__Directive__: Write out the material exactly, leaving every picture behind.

__Supplied information__:
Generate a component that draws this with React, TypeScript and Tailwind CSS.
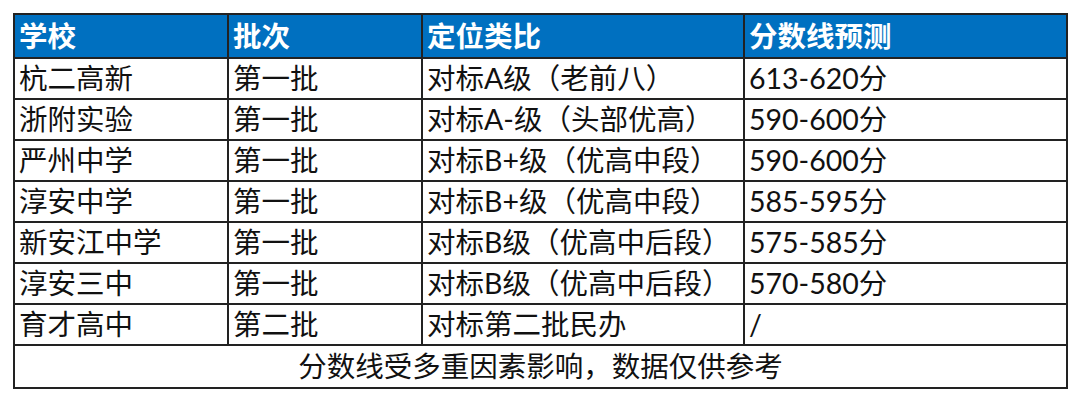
const rows = [
  ["杭二高新", "第一批", "对标A级（老前八）", "613-620分"],
  ["浙附实验", "第一批", "对标A-级（头部优高）", "590-600分"],
  ["严州中学", "第一批", "对标B+级（优高中段）", "590-600分"],
  ["淳安中学", "第一批", "对标B+级（优高中段）", "585-595分"],
  ["新安江中学", "第一批", "对标B级（优高中后段）", "575-585分"],
  ["淳安三中", "第一批", "对标B级（优高中后段）", "570-580分"],
  ["育才高中", "第二批", "对标第二批民办", "/"],
];

const heads = ["学校", "批次", "定位类比", "分数线预测"];

export default function App() {
  return (
    <div className="w-[1080px] h-[403px] bg-white pt-[13px] pl-[13px] font-['Lato','Noto_Sans_CJK_SC',sans-serif]">
      <table className="table-fixed border-collapse w-[1053px] text-[28.5px] leading-none text-[#111]">
        <colgroup>
          <col className="w-[214px]" />
          <col className="w-[194px]" />
          <col className="w-[322px]" />
          <col className="w-[323px]" />
        </colgroup>
        <thead>
          <tr className="h-[44px] bg-[#0070c0] text-white">
            {heads.map((h) => (
              <th key={h} className="border-2 border-[#222] px-[4px] text-left font-bold">
                {h}
              </th>
            ))}
          </tr>
        </thead>
        <tbody>
          {rows.map((r, i) => (
            <tr key={i} className="h-[41px]">
              {r.map((c, j) => (
                <td key={j} className="border-2 border-[#222] px-[4px] whitespace-nowrap">
                  {c}
                </td>
              ))}
            </tr>
          ))}
          <tr className="h-[43px]">
            <td colSpan={4} className="border-2 border-[#222] text-center">
              分数线受多重因素影响，数据仅供参考
            </td>
          </tr>
        </tbody>
      </table>
    </div>
  );
}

__Task answer__:
Generate a component that draws this with React, TypeScript and Tailwind CSS.
const rows = [
  ["杭二高新", "第一批", "对标A级（老前八）", "613-620分"],
  ["浙附实验", "第一批", "对标A-级（头部优高）", "590-600分"],
  ["严州中学", "第一批", "对标B+级（优高中段）", "590-600分"],
  ["淳安中学", "第一批", "对标B+级（优高中段）", "585-595分"],
  ["新安江中学", "第一批", "对标B级（优高中后段）", "575-585分"],
  ["淳安三中", "第一批", "对标B级（优高中后段）", "570-580分"],
  ["育才高中", "第二批", "对标第二批民办", "/"],
];

const heads = ["学校", "批次", "定位类比", "分数线预测"];

export default function App() {
  return (
    <div className="w-[1080px] h-[403px] bg-white pt-[13px] pl-[13px] font-['Lato','Noto_Sans_CJK_SC',sans-serif]">
      <table className="table-fixed border-collapse w-[1053px] text-[28.5px] leading-none text-[#111]">
        <colgroup>
          <col className="w-[214px]" />
          <col className="w-[194px]" />
          <col className="w-[322px]" />
          <col className="w-[323px]" />
        </colgroup>
        <thead>
          <tr className="h-[44px] bg-[#0070c0] text-white">
            {heads.map((h) => (
              <th key={h} className="border-2 border-[#222] px-[4px] text-left font-bold">
                {h}
              </th>
            ))}
          </tr>
        </thead>
        <tbody>
          {rows.map((r, i) => (
            <tr key={i} className="h-[41px]">
              {r.map((c, j) => (
                <td key={j} className="border-2 border-[#222] px-[4px] whitespace-nowrap">
                  {c}
                </td>
              ))}
            </tr>
          ))}
          <tr className="h-[43px]">
            <td colSpan={4} className="border-2 border-[#222] text-center">
              分数线受多重因素影响，数据仅供参考
            </td>
          </tr>
        </tbody>
      </table>
    </div>
  );
}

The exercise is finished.